I begin to feel the fear that I have stored there, and I consciously allow my fears to come undone. When the blockage is removed, I am aware my dreams have now also become unleashed. The fears held there were blocking my dreams from coming through. Now my dreams are free to be gathered each night and morning as I enter sleep and later awaken.  Now I can move freely up the core of the tree, into the hartwood.

White Hart

I am suddenly called to step out and into the middle realm. I am deep in a wooded forest, where a young king stands alone with his white horse to take water at the stream. He is handsome with shoulder length blonde hair, and blue eyes. He wears fine clothing and a simple gold crown. His back adorned with a silken purple cape and his hands are protected by tailor made leather riding gloves. He stares at the water with a look of peace and serenity, taking in every moment of the rare chance to be alone in the wild. Watching his horse drink from the stream, he looks up when hearing a crack in the wood. He stands face to face with the huge dark eyes of the stag staring back at him. There is something between them, something being transmitted, yet unspoken. It is a destiny, it is a sign. The White Hart then leaps across the wide stream and moves up the bluff until reaching a vantage point where he can look down upon the strange encounter he has just discovered. He will turn up again when the time is right.

Upper Realm Journey

Now I am called back to my sacred tree to move ever upward until finding the very tips of each branch as it reaches skyward. I scan the reach of this tree, it is broad and reaches high into the heavens. It holds home to many birds who lay in her branches tucked safely from harm. The trunk is strong and stable, and the roots reach wide and deep. I am now perched on the tiptop of the branches like a bird, surveying the view from uptop of the world. I am called to move ever higher in my journey and enter the upper realms. I look up and see a rope drop down, and a helping hand emerges to pull me up to the next level.

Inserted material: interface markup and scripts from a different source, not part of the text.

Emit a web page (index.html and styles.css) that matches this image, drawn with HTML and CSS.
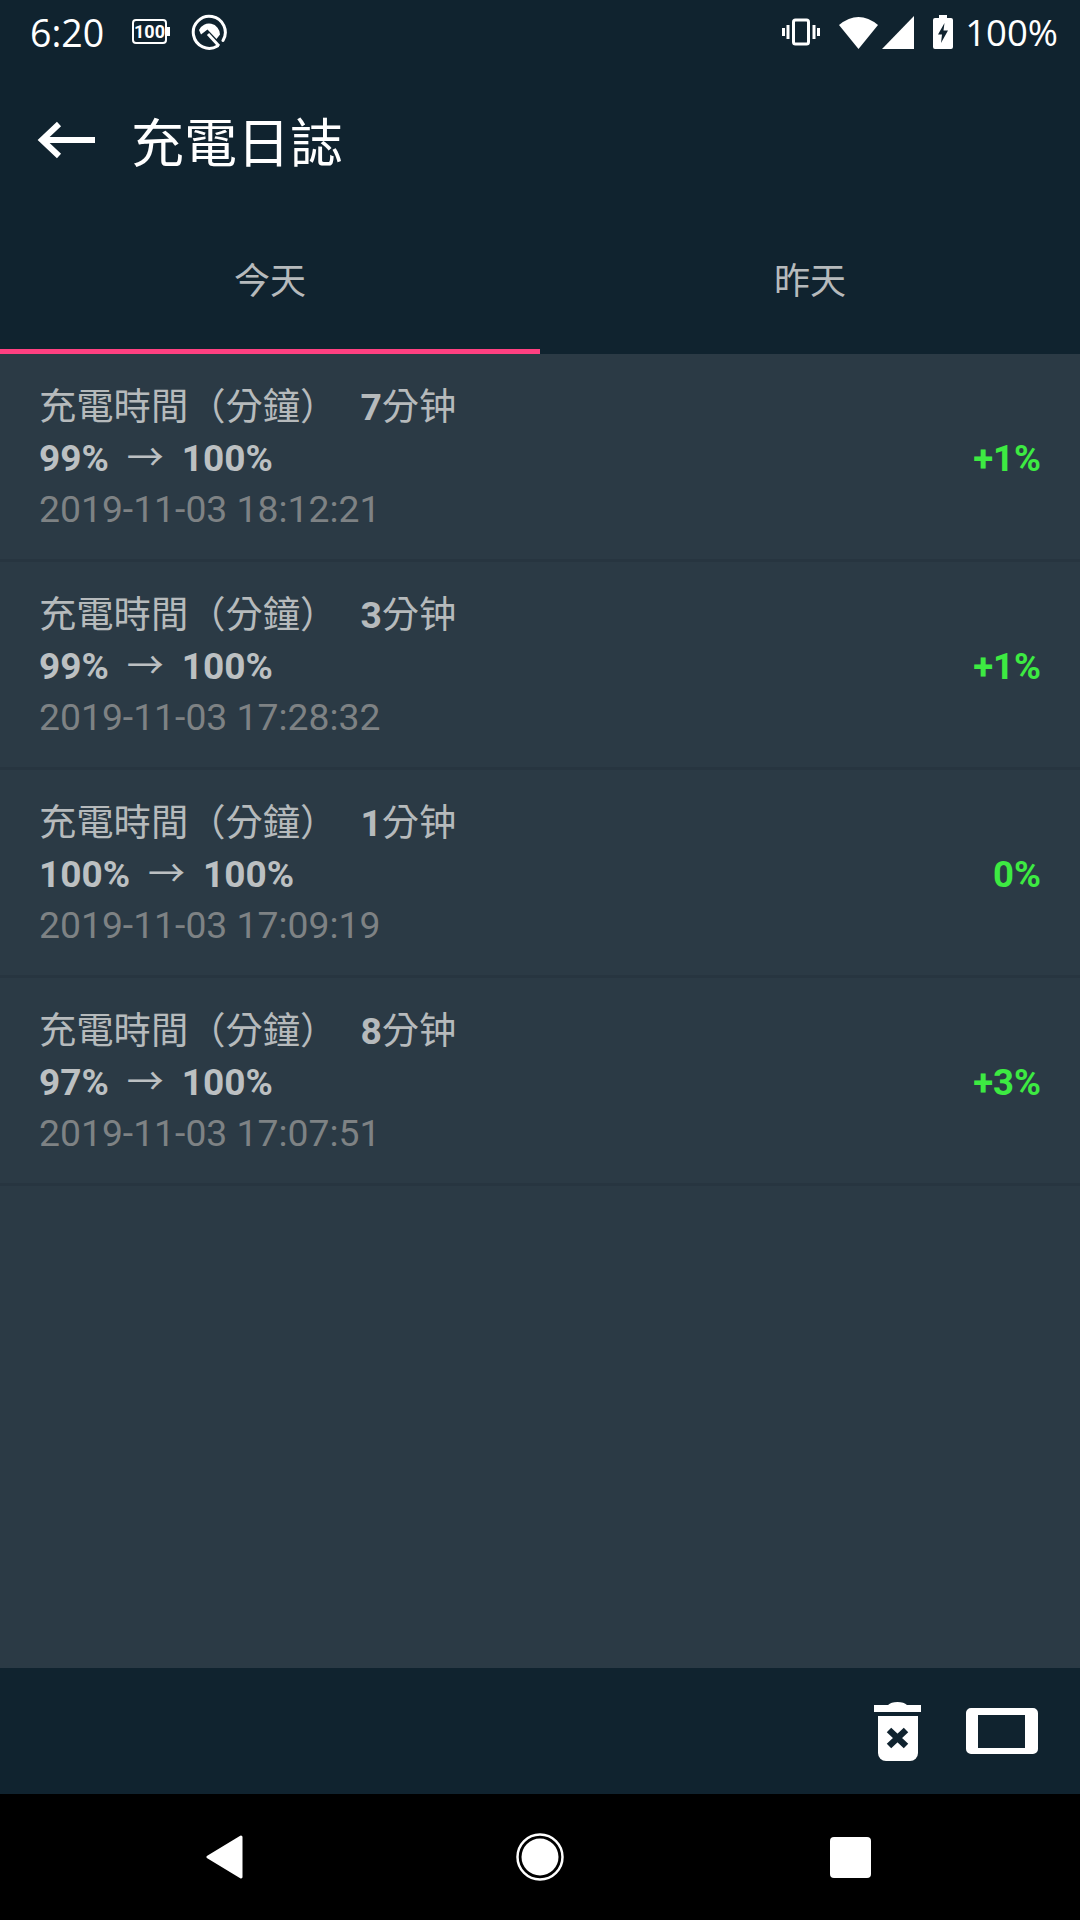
FILE: index.html
```html
<!DOCTYPE html>
<html lang="zh-Hant">
<head>
  <meta charset="UTF-8">
  <title>充電日誌</title>
  <link rel="stylesheet" href="styles.css">
</head>
<body>
  <div class="phone">
    <div class="statusbar">
      <div class="status-left">
        <span class="clock">6:20</span>
        <svg class="ic-batt" viewBox="0 0 38 26" width="38" height="26">
          <rect x="1" y="1" width="33" height="23" rx="3" fill="none" stroke="#fff" stroke-width="2"/>
          <rect x="34" y="8" width="4" height="9" fill="#fff"/>
          <text x="17.500" y="19" class="batt-num">100</text>
        </svg>
        <svg viewBox="0 0 36 36" width="36" height="36">
          <path d="M26.500 32A16 16 0 1 1 32 26.500" fill="none" stroke="#fff" stroke-width="3" stroke-linecap="round"/>
          <path d="M8 16A11 11 0 0 1 29 20.500L25.500 25L16.500 15.500L10 20.500z" fill="#fff"/>
          <path d="M17 20L28 32" stroke="#fff" stroke-width="3" fill="none"/>
        </svg>
      </div>
      <div class="status-right">
        <svg viewBox="0 0 38 28" width="38" height="28">
          <rect x="11.500" y="2" width="15" height="24" rx="2" fill="none" stroke="#fff" stroke-width="3"/>
          <path d="M6 7v14M1.500 10v8M32 7v14M36.500 10v8" stroke="#fff" stroke-width="3" fill="none"/>
        </svg>
        <svg class="ic-wifi" viewBox="0 0 39 33" width="39" height="33">
          <path d="M19.500 33L0 9Q19.500 -7 39 9z" fill="#fff"/>
        </svg>
        <svg class="ic-signal" viewBox="0 0 32 33" width="32" height="33">
          <path d="M32 0V33H0z" fill="#fff"/>
        </svg>
        <svg class="ic-charge" viewBox="0 0 20 34" width="20" height="34">
          <path d="M6 0h8v3h4a2 2 0 0 1 2 2v27a2 2 0 0 1-2 2H2a2 2 0 0 1-2-2V5a2 2 0 0 1 2-2h4z" fill="#fff"/>
          <path d="M11.500 8L5 19.500h4L8 28l7-12.500h-4.500z" fill="#10232f"/>
        </svg>
        <span class="pct">100%</span>
      </div>
    </div>

    <div class="toolbar">
      <svg class="back" viewBox="0 0 59 40" width="59" height="40">
        <path d="M59 20H6M23 4L6 20l17 16" fill="none" stroke="#fff" stroke-width="6"/>
      </svg>
      <h1>充電日誌</h1>
    </div>

    <div class="tabs">
      <div class="tab active">今天</div>
      <div class="tab">昨天</div>
    </div>

    <div class="list">
      <div class="row">
        <div class="info">
          <div class="line">充電時間（分鐘）<b class="mins">7</b>分钟</div>
          <div class="line levels">99%<span class="arrow">→</span>100%</div>
          <div class="line stamp">2019-11-03 18:12:21</div>
        </div>
        <div class="delta">+1%</div>
      </div>
      <div class="row">
        <div class="info">
          <div class="line">充電時間（分鐘）<b class="mins">3</b>分钟</div>
          <div class="line levels">99%<span class="arrow">→</span>100%</div>
          <div class="line stamp">2019-11-03 17:28:32</div>
        </div>
        <div class="delta">+1%</div>
      </div>
      <div class="row">
        <div class="info">
          <div class="line">充電時間（分鐘）<b class="mins">1</b>分钟</div>
          <div class="line levels">100%<span class="arrow">→</span>100%</div>
          <div class="line stamp">2019-11-03 17:09:19</div>
        </div>
        <div class="delta">0%</div>
      </div>
      <div class="row">
        <div class="info">
          <div class="line">充電時間（分鐘）<b class="mins">8</b>分钟</div>
          <div class="line levels">97%<span class="arrow">→</span>100%</div>
          <div class="line stamp">2019-11-03 17:07:51</div>
        </div>
        <div class="delta">+3%</div>
      </div>
    </div>

    <div class="actions">
      <svg viewBox="0 0 47 59" width="47" height="59">
        <path d="M0 3H14Q17 0 23.500 0T33 3H47V10H0z" fill="#fff"/>
        <path d="M4 14H44V51a8 8 0 0 1-8 8H12a8 8 0 0 1-8-8z" fill="#fff"/>
        <path d="M15 28L32 44M32 28L15 44" stroke="#10232f" stroke-width="6.500" fill="none"/>
      </svg>
      <svg viewBox="0 0 74 48" width="74" height="48">
        <path fill-rule="evenodd" d="M6 1H68a5 5 0 0 1 5 5V42a5 5 0 0 1-5 5H6a5 5 0 0 1-5-5V6a5 5 0 0 1 5-5zM13 8V41H60V8z" fill="#fff"/>
      </svg>
    </div>

    <div class="navbar">
      <svg class="nav-back" viewBox="0 0 38 44" width="38" height="44">
        <path d="M35 2L2 22L35 42z" fill="#fff" stroke="#fff" stroke-width="3" stroke-linejoin="round"/>
      </svg>
      <svg viewBox="0 0 48 48" width="48" height="48">
        <circle cx="24" cy="24" r="22.500" fill="none" stroke="#fff" stroke-width="2.500"/>
        <circle cx="24" cy="24" r="18.500" fill="#fff"/>
      </svg>
      <div class="nav-square"></div>
    </div>
  </div>
</body>
</html>
```

FILE: styles.css
```css
* { margin:0; padding:0; box-sizing:border-box }
body { background:#000; font-family:'Roboto','Noto Sans CJK TC',sans-serif; }
.phone { width:1080px; height:1920px; display:flex; flex-direction:column; background:#2b3a45; }

.statusbar {
  height:64px; background:#10232f; color:#fff;
  display:flex; justify-content:space-between; align-items:center;
  padding:0 22px 0 30px;
}
.status-left, .status-right { display:flex; align-items:center; }
.clock { font-family:'Open Sans',sans-serif; font-size:37.500px; margin-right:28px; }
.ic-batt { margin-right:21px; }
.batt-num { font-family:'Roboto',sans-serif; font-weight:700; font-size:18px; fill:#fff; text-anchor:middle; }
.ic-wifi { margin-left:19px; }
.ic-signal { margin-left:4px; }
.ic-charge { margin-left:19px; }
.pct { font-family:'Open Sans',sans-serif; font-size:36.500px; margin-left:12px; }

.toolbar {
  height:156px; background:#10232f; color:#fff;
  display:flex; align-items:center; padding:0 0 5px 36px;
}
.back { margin-right:36px; }
.toolbar h1 { font-size:53px; font-weight:400; }

.tabs { height:134px; background:#10232f; display:flex; }
.tab {
  flex:1; display:flex; align-items:center; justify-content:center;
  color:#b6babc; font-size:36px; padding-bottom:13px;
  border-bottom:5px solid transparent;
}
.tab.active { border-bottom-color:#ff4081; }

.list { flex:1; }
.row {
  height:208px; display:flex; align-items:center; justify-content:space-between;
  padding:3px 39px 0; border-bottom:3px solid #273540;
}
.line { font-size:37.300px; line-height:51px; color:#b6babc; }
.mins { margin-left:23px; }
.levels { font-size:37px; font-weight:700; color:#bcc0c2; }
.arrow { font-weight:400; margin:0 18px; }
.stamp { color:#7e8284; }
.delta { font-size:36.500px; font-weight:700; color:#3dea42; }

.actions {
  height:126px; background:#10232f;
  display:flex; justify-content:flex-end; align-items:center; gap:44px;
  padding:0 41px 0 0;
}

.navbar {
  height:126px; background:#000;
  display:grid; grid-template-columns:1fr auto 1fr; align-items:center;
  padding:0 209px;
}
.nav-back { margin-left:-3px; }
.nav-square { width:41px; height:41px; background:#fff; border-radius:4px; justify-self:end; }
```
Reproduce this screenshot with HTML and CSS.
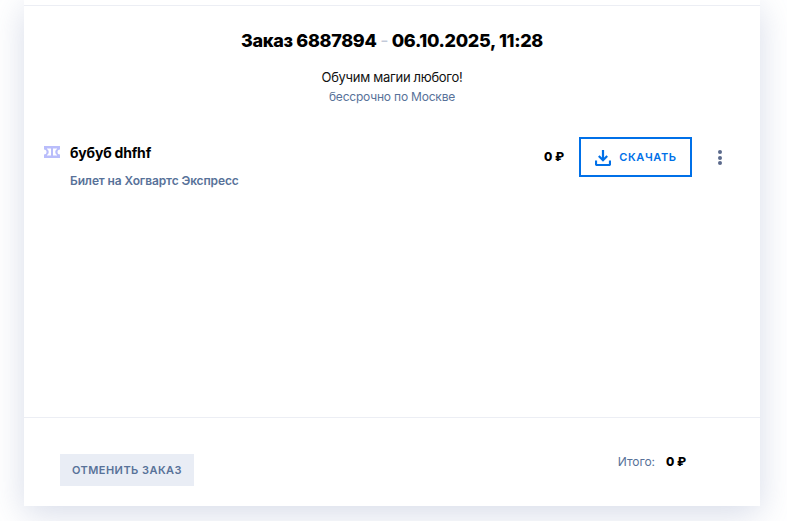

A rip in the fabric of time

I find myself dreaming in the twilight zone hoping for sleep or dreams to find me. A dream draws near me, tearing a rip in the fabric of darkness, that makes up my inner space. Upper and lower are pulled apart to reveal the brightness of the sun piercing through like the break of day.  From this space, now torn wide open, I can see the energy of another dimension spilling through into mine. I begin to see etheric beings stepping into my dreamspace, making their way toward me, moving ever closer. One moves close enough to come into view and I begin to make out the details of his person. He is a King in his prime years, experienced and fearless. He holds his hand extended out toward me. In it he holds, what looks to be the head of a man, or perhaps a skull. When I look closer, I see it is made from beeswax.

Glastonbury

Mythic Reflections

There are tales of King Arthur in connection with the white hart deer, one of which is at the wedding feast of King Arthur and Guinevere at Camelot. A White Hart Deer was seen to enter the great hall, followed by the chaos of a white dog followed by 30 hunting dogs, a fair maiden in pursuit of the white dog, and a knight in pursuit of the maiden. At the behest of Merlin, King Arthur orders they should all be brought back and chooses Sir Gawain to bring back the white hart. He is accompanied by two other knights, who gave chase to return the white hound and the fair maiden. The maiden was killed accidentally by Gawain who fought the knight for her. The White Hart and White Hound were returned to Camelot.

There is another tale that takes place at a Christmas feast at Camelot, when Sir Gawain encounters the Green Knight who challenges the knights of the round table to cut off his head and in a year and a day return to have the same fate returned. Sir Gawain is the only knight to accept the challenge and he takes the hatchet and chops of the head of the Green Knight, who then catches his own head in his hand.

Sir Gawain returns to the Green Chapel at the coming of Christmas the next year to honor his part of the bargain with the Green Knight. On New Year’s Day, he meets up at the Green Chapel to receive the returning ax blow to cut off his head, but his life is sparred after three tries by the Green Knight. He is found to have been given a green girdle talisman of a fair maiden to protect his life.

What will the coming year bring with the mythic themes of King Arthur and the White Hart spilling into my dreams? A spiritual quest maybe in the offering for the coming year. Time will tell, in a year and a day, if my head will be cut off or not.  I will be sure to make plenty of magic talismans this year.  The Green Knight is steeped in the older traditions of the Green Man. The King of the Wood, as protector and consort of the Goddess, is sacrificed in the yearly ritual. When winter comes, the Green Man becomes the old man of winter and he is sacrificed in a ritual fire to be reborn at Beltane.  The reborn sacred king and goddess are joined in a sacred marriage to fertilize the land. It is then, that his power is bestowed upon him by the goddess and held in the land that he serves.